--- Begin Supplied information ---
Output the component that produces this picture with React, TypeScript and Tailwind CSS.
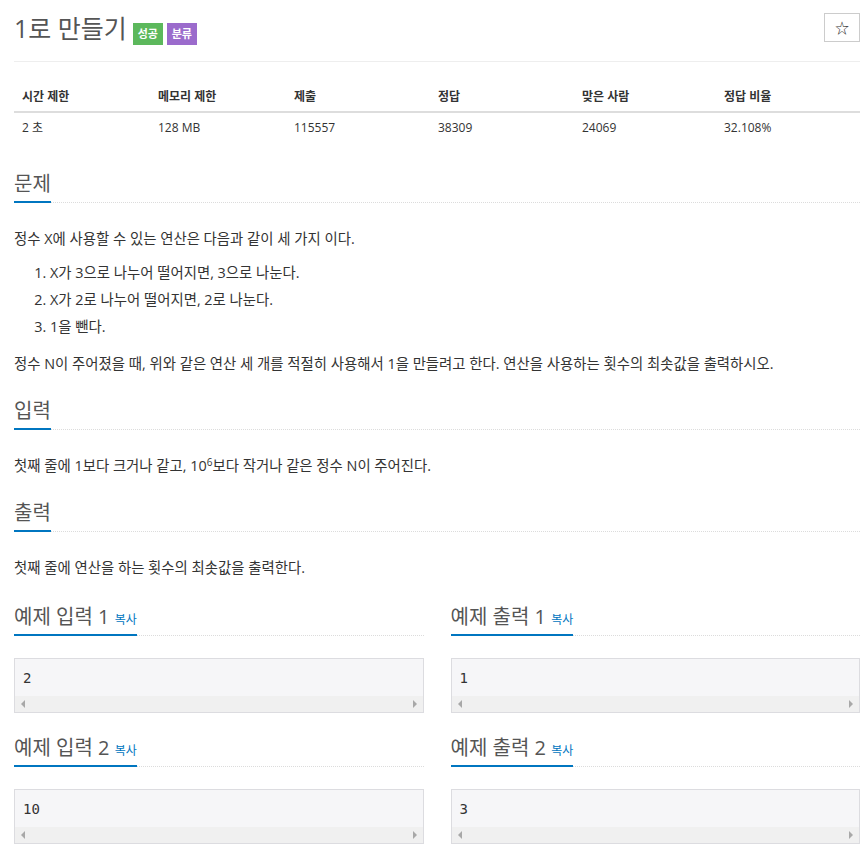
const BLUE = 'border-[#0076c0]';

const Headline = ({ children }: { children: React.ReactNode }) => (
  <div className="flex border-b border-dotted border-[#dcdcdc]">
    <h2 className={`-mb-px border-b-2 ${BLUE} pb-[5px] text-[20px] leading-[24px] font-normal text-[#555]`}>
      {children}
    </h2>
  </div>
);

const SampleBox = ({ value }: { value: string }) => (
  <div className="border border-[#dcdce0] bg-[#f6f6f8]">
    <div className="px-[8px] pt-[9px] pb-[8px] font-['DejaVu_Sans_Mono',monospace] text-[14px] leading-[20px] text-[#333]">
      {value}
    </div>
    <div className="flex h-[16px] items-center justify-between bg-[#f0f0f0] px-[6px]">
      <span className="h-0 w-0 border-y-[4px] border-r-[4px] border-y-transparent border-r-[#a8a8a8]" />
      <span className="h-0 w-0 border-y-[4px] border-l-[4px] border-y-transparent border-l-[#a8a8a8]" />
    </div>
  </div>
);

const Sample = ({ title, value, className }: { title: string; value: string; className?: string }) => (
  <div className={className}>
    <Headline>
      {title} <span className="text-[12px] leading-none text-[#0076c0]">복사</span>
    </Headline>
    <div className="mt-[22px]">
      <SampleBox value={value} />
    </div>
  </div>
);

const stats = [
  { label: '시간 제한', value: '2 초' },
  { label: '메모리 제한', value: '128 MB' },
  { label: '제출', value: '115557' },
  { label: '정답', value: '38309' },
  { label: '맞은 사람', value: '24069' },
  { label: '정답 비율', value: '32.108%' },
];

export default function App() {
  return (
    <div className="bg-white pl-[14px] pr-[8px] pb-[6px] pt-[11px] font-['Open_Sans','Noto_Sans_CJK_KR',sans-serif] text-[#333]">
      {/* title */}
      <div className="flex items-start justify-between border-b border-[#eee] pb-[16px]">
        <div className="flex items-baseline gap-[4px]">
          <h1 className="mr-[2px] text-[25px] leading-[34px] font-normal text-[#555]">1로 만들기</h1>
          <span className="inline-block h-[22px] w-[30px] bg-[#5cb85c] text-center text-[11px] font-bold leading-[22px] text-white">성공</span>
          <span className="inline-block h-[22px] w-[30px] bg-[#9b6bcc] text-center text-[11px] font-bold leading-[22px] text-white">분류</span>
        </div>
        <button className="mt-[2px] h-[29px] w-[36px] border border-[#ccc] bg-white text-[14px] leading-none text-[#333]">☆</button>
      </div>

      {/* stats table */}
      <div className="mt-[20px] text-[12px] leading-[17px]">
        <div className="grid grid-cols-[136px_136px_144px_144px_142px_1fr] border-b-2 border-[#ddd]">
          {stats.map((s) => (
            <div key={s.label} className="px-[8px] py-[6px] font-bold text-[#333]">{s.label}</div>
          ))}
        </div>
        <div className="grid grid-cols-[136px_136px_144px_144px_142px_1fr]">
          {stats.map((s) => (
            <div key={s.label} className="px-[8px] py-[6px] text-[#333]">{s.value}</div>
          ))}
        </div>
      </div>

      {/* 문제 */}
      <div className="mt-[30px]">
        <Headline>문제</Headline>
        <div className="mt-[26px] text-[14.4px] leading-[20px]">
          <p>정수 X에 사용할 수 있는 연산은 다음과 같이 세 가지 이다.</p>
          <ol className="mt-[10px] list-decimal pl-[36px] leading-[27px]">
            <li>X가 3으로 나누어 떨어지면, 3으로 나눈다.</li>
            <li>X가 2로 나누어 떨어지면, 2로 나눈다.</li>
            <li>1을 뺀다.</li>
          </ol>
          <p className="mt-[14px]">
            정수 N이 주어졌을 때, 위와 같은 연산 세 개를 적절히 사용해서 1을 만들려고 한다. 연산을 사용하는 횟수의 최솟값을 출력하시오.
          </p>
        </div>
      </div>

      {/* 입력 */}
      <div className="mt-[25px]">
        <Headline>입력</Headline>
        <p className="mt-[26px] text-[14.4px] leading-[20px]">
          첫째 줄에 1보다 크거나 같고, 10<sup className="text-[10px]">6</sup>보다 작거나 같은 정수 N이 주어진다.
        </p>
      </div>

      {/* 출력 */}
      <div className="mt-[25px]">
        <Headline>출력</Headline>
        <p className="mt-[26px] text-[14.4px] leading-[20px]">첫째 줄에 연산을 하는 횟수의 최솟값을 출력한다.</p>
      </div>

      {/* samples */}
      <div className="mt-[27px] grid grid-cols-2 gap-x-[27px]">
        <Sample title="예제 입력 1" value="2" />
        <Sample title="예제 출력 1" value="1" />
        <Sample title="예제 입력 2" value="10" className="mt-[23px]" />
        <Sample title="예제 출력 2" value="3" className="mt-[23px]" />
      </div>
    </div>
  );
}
--- End Supplied information ---
## Your goal:
Repeat, word for word and with no pictures, only the lines running from the beginning of the data to the line that contains "const BLUE = 'border-[#0076c0]';".

## Answer for this exercise:
Output the component that produces this picture with React, TypeScript and Tailwind CSS.
const BLUE = 'border-[#0076c0]';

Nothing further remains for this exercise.